One of the world’s most remarkable Christian relics, the right forearm and hand of St. Francis Xavier, the great 16th-century Jesuit missionary, is on a pilgrimage across Canada this month. On Tuesday, January 30th, the relic will come to St. Ignatius of Loyola Parish, there will be a brief Liturgy  at 2 pm followed by a time of veneration until 4 pm. All are welcome to visit.


English Canada’s religious culture is largely shaped by a Protestantism that does not emphasize the relics of the saints.  In a secular culture that does not recognize saints, their relics hold no interest. But it is humanly impossible for a culture to exist without relics… [Those who] simply lose interest in the things of God… flock instead to the hall of fame to see the sweat-soaked jersey of this superlative hockey player, or the puck that scored that historic goal.

Biblically the power of relics goes back to the defining moment of the Jewish people, the exodus from Egypt, when Moses carried the bones of Joseph, son of Jacob (Israel), from slavery toward the Promised Land.  The prophet Elisha’s bones were the occasion for a corpse returning to life.  In the New Testament, we find that even handkerchiefs and aprons touched to St. Paul were brought to the sick for their healing.

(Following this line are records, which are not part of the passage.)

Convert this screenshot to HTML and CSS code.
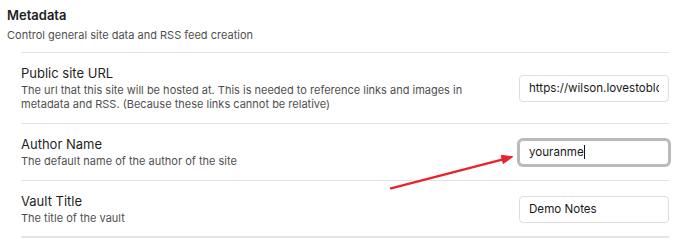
FILE: index.html
```html
<!DOCTYPE html>
<html lang="en">
<head>
<meta charset="utf-8">
<title>Metadata settings</title>
<link rel="stylesheet" href="styles.css">
</head>
<body>
<div class="page">
  <div class="section-head">
    <div class="section-title">Metadata</div>
    <div class="section-desc">Control general site data and RSS feed creation</div>
  </div>
  <div class="settings">
    <div class="setting-item">
      <div class="setting-info">
        <div class="setting-name">Public site URL</div>
        <div class="setting-desc">The url that this site will be hosted at. This is needed to reference links and images in metadata and RSS. (Because these links cannot be relative)</div>
      </div>
      <div class="text-input"><span class="text-value">https://wilson.lovestoblog.com</span></div>
    </div>
    <div class="setting-item">
      <div class="setting-info">
        <div class="setting-name">Author Name</div>
        <div class="setting-desc">The default name of the author of the site</div>
      </div>
      <div class="text-input is-focused"><span class="text-value">youranme<span class="caret"></span></span></div>
    </div>
    <div class="setting-item is-last">
      <div class="setting-info">
        <div class="setting-name">Vault Title</div>
        <div class="setting-desc">The title of the vault</div>
      </div>
      <div class="text-input"><span class="text-value">Demo Notes</span></div>
    </div>
  </div>
  <svg class="annotation" width="690" height="246" viewBox="0 0 690 246" aria-hidden="true">
    <line x1="391" y1="188.3" x2="503" y2="159.4" stroke="#e8232b" stroke-width="2.4" stroke-linecap="round"/>
    <polygon points="512.7,156.7 503.3,163.6 501.2,155.4" fill="#e8232b" stroke="#e8232b" stroke-width="1" stroke-linejoin="round"/>
  </svg>
</div>
</body>
</html>
```

FILE: styles.css
```css
html, body {
  margin: 0;
  padding: 0;
  background: #ffffff;
}

body {
  font-family: "Inter", "Noto Sans", sans-serif;
  color: #222222;
  width: 690px;
  height: 246px;
  overflow: hidden;
}

.page {
  position: relative;
  padding: 7px 21px 0 7px;
}

.section-title {
  font-size: 13px;
  line-height: 16px;
  font-weight: 600;
  color: #1e1e1e;
}

.section-desc {
  margin-top: 5px;
  font-size: 11px;
  line-height: 14px;
  color: #4f4f4f;
}

.settings {
  margin-top: 10px;
  margin-left: 14px;
}

.setting-item {
  display: flex;
  align-items: center;
  gap: 40px;
  padding: 12px 0;
  border-top: 1px solid #e2e2e2;
}

.setting-item.is-last {
  border-bottom: 2px solid #e6e6e6;
  padding-bottom: 11px;
}

.setting-info {
  flex: 1;
  min-width: 0;
}

.setting-name {
  font-size: 13px;
  line-height: 16px;
  color: #1f1f1f;
}

.setting-desc {
  margin-top: 2px;
  font-size: 11px;
  line-height: 14px;
  color: #4f4f4f;
}

.text-input {
  flex: none;
  box-sizing: border-box;
  width: 150px;
  height: 27px;
  padding: 0 9px;
  display: flex;
  align-items: center;
  background: #ffffff;
  border: 1px solid #dedede;
  border-radius: 4px;
  font-size: 11.6px;
  color: #1a1a1a;
}

.text-input.is-focused {
  border-color: #b9b9b9;
  box-shadow: 0 0 0 2px #b9b9b9;
  height: 25px;
}

.text-value {
  display: block;
  overflow: hidden;
  white-space: nowrap;
  width: 100%;
}

.caret {
  display: inline-block;
  width: 1px;
  height: 14px;
  background: #111111;
  vertical-align: -3px;
}

.annotation {
  position: absolute;
  left: 0;
  top: 0;
  pointer-events: none;
}
```
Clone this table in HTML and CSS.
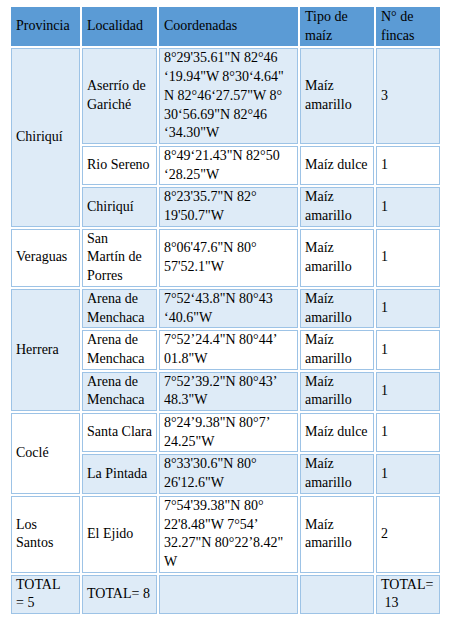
FILE: index.html
```html
<!DOCTYPE html>
<html lang="es">
<head>
<meta charset="utf-8">
<title>Fincas de maíz</title>
<link rel="stylesheet" href="styles.css">
</head>
<body>
<table class="data">
  <thead>
    <tr>
      <th class="c1">Provincia</th>
      <th class="c2">Localidad</th>
      <th class="c3">Coordenadas</th>
      <th class="c4">Tipo de maíz</th>
      <th class="c5">N° de fincas</th>
    </tr>
  </thead>
  <tbody>
    <tr class="band">
      <td rowspan="3">Chiriquí</td>
      <td>Aserrío de Gariché</td>
      <td>8°29'35.61"N 82°46 ‘19.94"W 8°30‘4.64" N 82°46‘27.57"W 8° 30‘56.69"N 82°46 ‘34.30"W</td>
      <td>Maíz amarillo</td>
      <td>3</td>
    </tr>
    <tr>
      <td>Rio Sereno</td>
      <td>8°49‘21.43"N 82°50 ‘28.25"W</td>
      <td>Maíz dulce</td>
      <td>1</td>
    </tr>
    <tr class="band">
      <td>Chiriquí</td>
      <td>8°23'35.7"N 82° 19'50.7"W</td>
      <td>Maíz amarillo</td>
      <td>1</td>
    </tr>
    <tr>
      <td>Veraguas</td>
      <td>San<br>Martín de Porres</td>
      <td>8°06'47.6"N 80° 57'52.1"W</td>
      <td>Maíz amarillo</td>
      <td>1</td>
    </tr>
    <tr class="band">
      <td rowspan="3">Herrera</td>
      <td>Arena de Menchaca</td>
      <td>7°52‘43.8"N 80°43 ‘40.6"W</td>
      <td>Maíz amarillo</td>
      <td>1</td>
    </tr>
    <tr>
      <td>Arena de Menchaca</td>
      <td>7°52’24.4"N 80°44’ 01.8"W</td>
      <td>Maíz amarillo</td>
      <td>1</td>
    </tr>
    <tr class="band">
      <td>Arena de Menchaca</td>
      <td>7°52’39.2"N 80°43’ 48.3"W</td>
      <td>Maíz amarillo</td>
      <td>1</td>
    </tr>
    <tr>
      <td rowspan="2">Coclé</td>
      <td>Santa Clara</td>
      <td>8°24’9.38"N 80°7’ 24.25"W</td>
      <td>Maíz dulce</td>
      <td>1</td>
    </tr>
    <tr class="band">
      <td>La Pintada</td>
      <td>8°33'30.6"N 80° 26'12.6"W</td>
      <td>Maíz amarillo</td>
      <td>1</td>
    </tr>
    <tr>
      <td>Los Santos</td>
      <td>El Ejido</td>
      <td>7°54'39.38"N 80° 22'8.48"W 7°54’ 32.27"N 80°22’8.42" W</td>
      <td>Maíz amarillo</td>
      <td>2</td>
    </tr>
    <tr class="band">
      <td>TOTAL =&nbsp;5</td>
      <td>TOTAL= 8</td>
      <td></td>
      <td></td>
      <td>TOTAL= &nbsp;13</td>
    </tr>
  </tbody>
</table>
</body>
</html>
```
FILE: styles.css
```css
html, body {
  margin: 0;
  padding: 0;
  background: #ffffff;
}

.data {
  margin: 5px 0 0 9px;
  width: 433px;
  table-layout: fixed;
  border-collapse: separate;
  border-spacing: 2px;
  font-family: "Liberation Serif", "Times New Roman", serif;
  font-size: 14px;
  line-height: 18.7px;
  color: #000000;
}

.data th,
.data td {
  box-sizing: border-box;
  padding: 0 4px;
  text-align: left;
  vertical-align: middle;
  font-weight: normal;
  border: 1px solid #9dc3e6;
  background: #ffffff;
}

.data th {
  background: #5b9bd5;
  border-color: #5b9bd5;
}

.data tr.band td {
  background: #deebf7;
}

.c1 { width: 69px; }
.c2 { width: 75px; }
.c3 { width: 139px; }
.c4 { width: 74px; }
.c5 { width: 64px; }
```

This universal desire to honour relics shapes the noble practice of visiting graves, and keeping as heirlooms items used by beloved relatives — often prayer cards, books, jewelry or clothing.  Today, the cutting edge of the funeral industry fashions new jewelry out of cremated remains.

So it should not surprise that when important relics from Christian history are taken on pilgrimage, the response of the faithful is both numerically impressive and profoundly moving.  And among relics, the forearm and hand relic of St. Francis Xavier is one of the most impressive.

The pilgrimage is being organized by Catholic Christian Outreach (CCO), a movement of full-time missionaries on university campuses, which is another sign that the young faithful are often more interested in their religious traditions than their parents.  But the pilgrimage is for everyone

The visit of St. Francis Xavier’s relic has occasioned much curious and informative news coverage, which is to the good because it tells the true story of religion in Canada, namely that tradition is more attractive to young people than innovations, and that immigrants are making our country more religious, not less.